Network volumes increased 3% YoY to $440.60 billion during the quarter. The average fee per card increased to $101 compared to $91 in the same period last year. Active spending by the firm’s premium customers at a time when recession fears are fading has helped the firm keep up the earnings.

Stephen J. Squeri, Chairman and Chief Executive Officer at American Express said that an increased scale, combined with premium, high credit quality customers, well-controlled expense base and successful investments to continuously enhance the firm’s membership model, fuels the earnings power of the core business. This has reinforced the company’s confidence in its ability to deliver strong bottom-line growth, he said.

Earnings per share rose 21% year-over-year (YoY) to $3.49, higher than a Street estimate of $3.24. Net income rose 39% YoY to $3.02 billion.

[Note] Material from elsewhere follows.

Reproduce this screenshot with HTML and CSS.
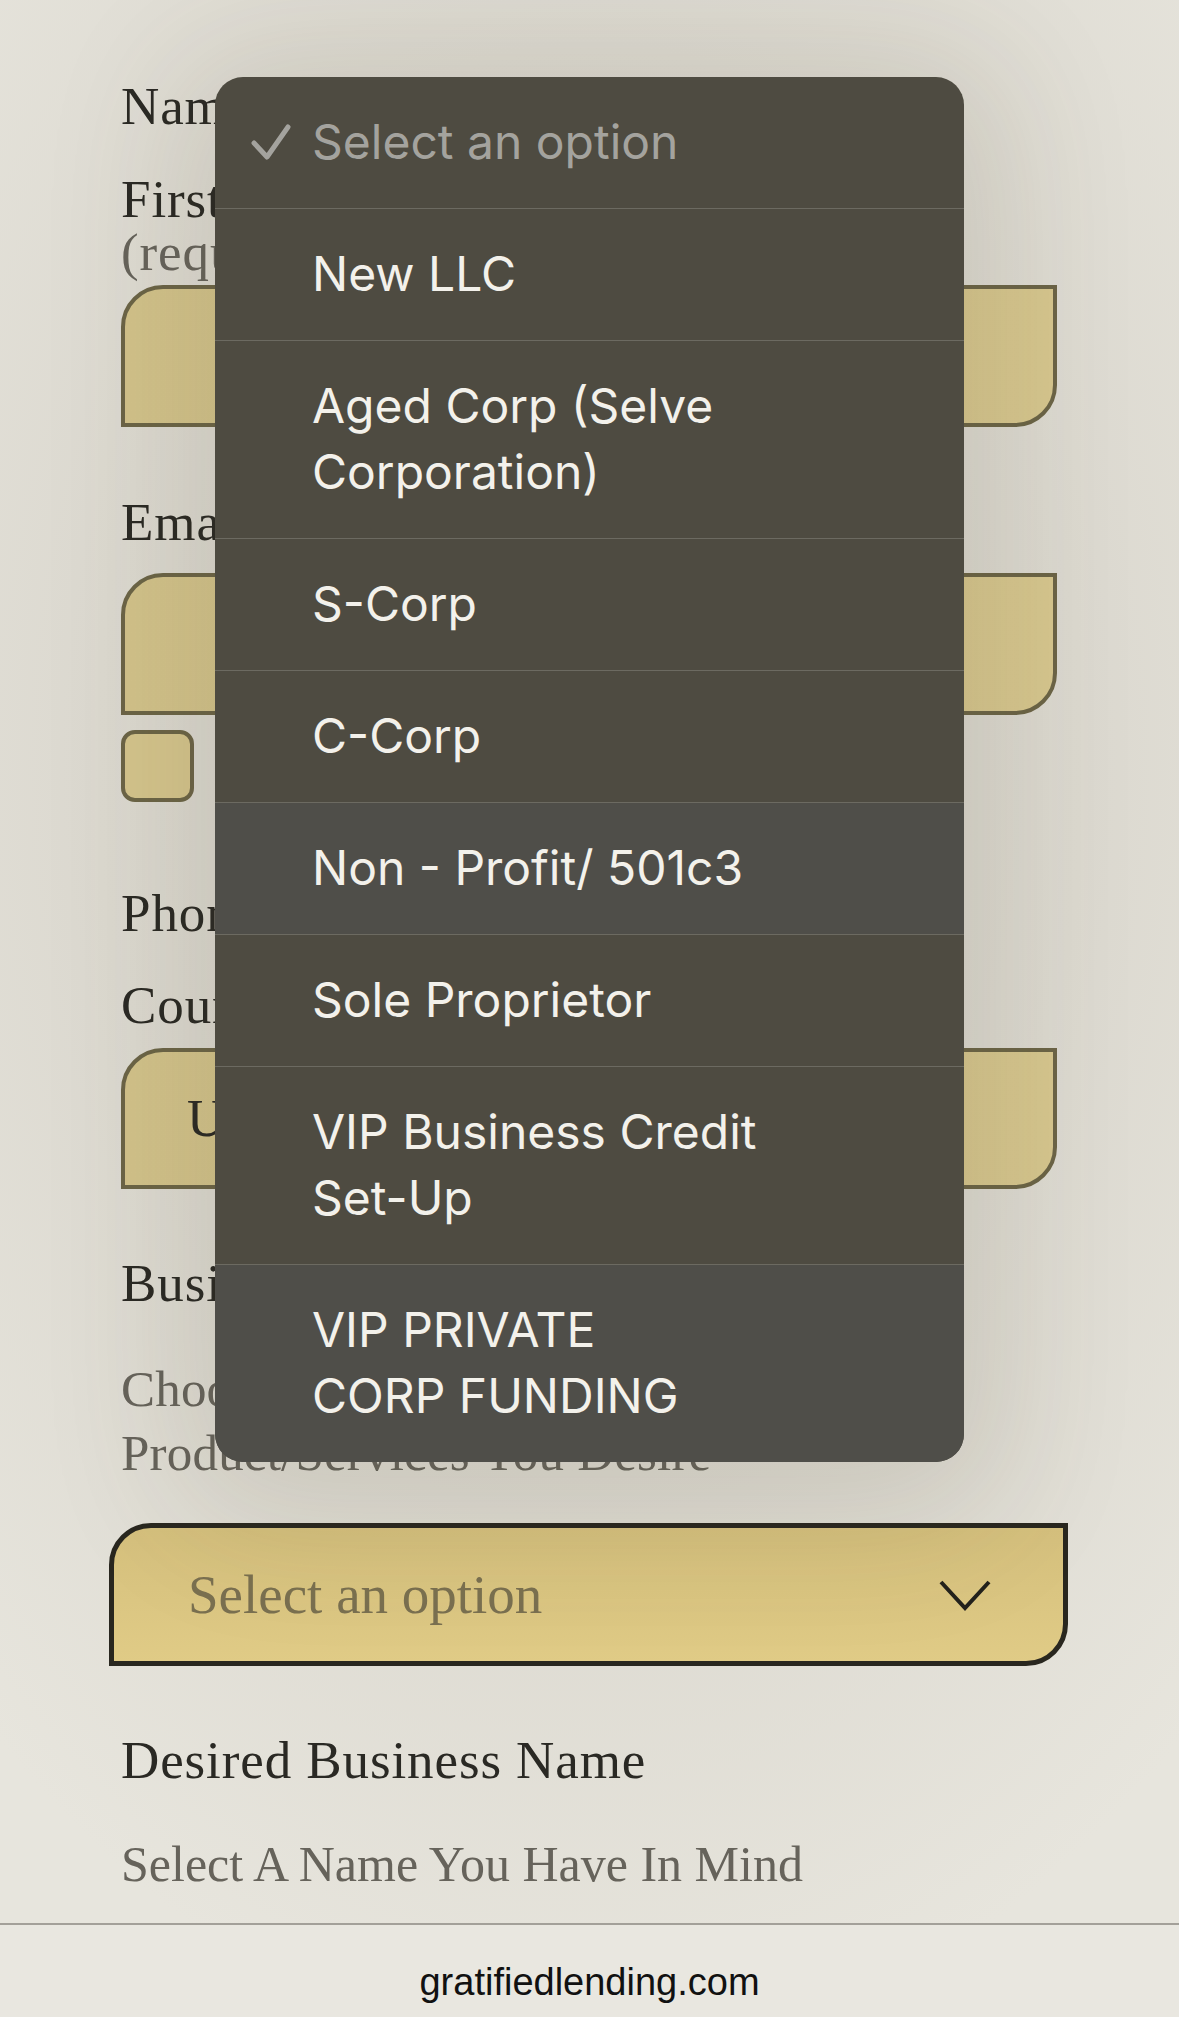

Amidst all the upbeat numbers, the only blip was an increase in the consolidated provisions for credit losses that came in at  $1.30 billion, compared with $1.20 billion a year ago. The increase reflected higher net write-offs, partially offset by a lower reserve build YoY, the firm said.

Squeri added that based on the strong performance of its core business, the firm believes it can increase its marketing investments by around 15% YoY without using any of the transaction gain, allowing it to drive the “profitable growth” that investors love to see.

American Express shares were trading nearly 2% lower in Friday’s pre-market session. The stock has performed well this year, having returned over 32% on a year-to-date basis. Based on current retail sentiment, it’s likely that at least some investors are looking to use this weakness to add to their longer-term positions.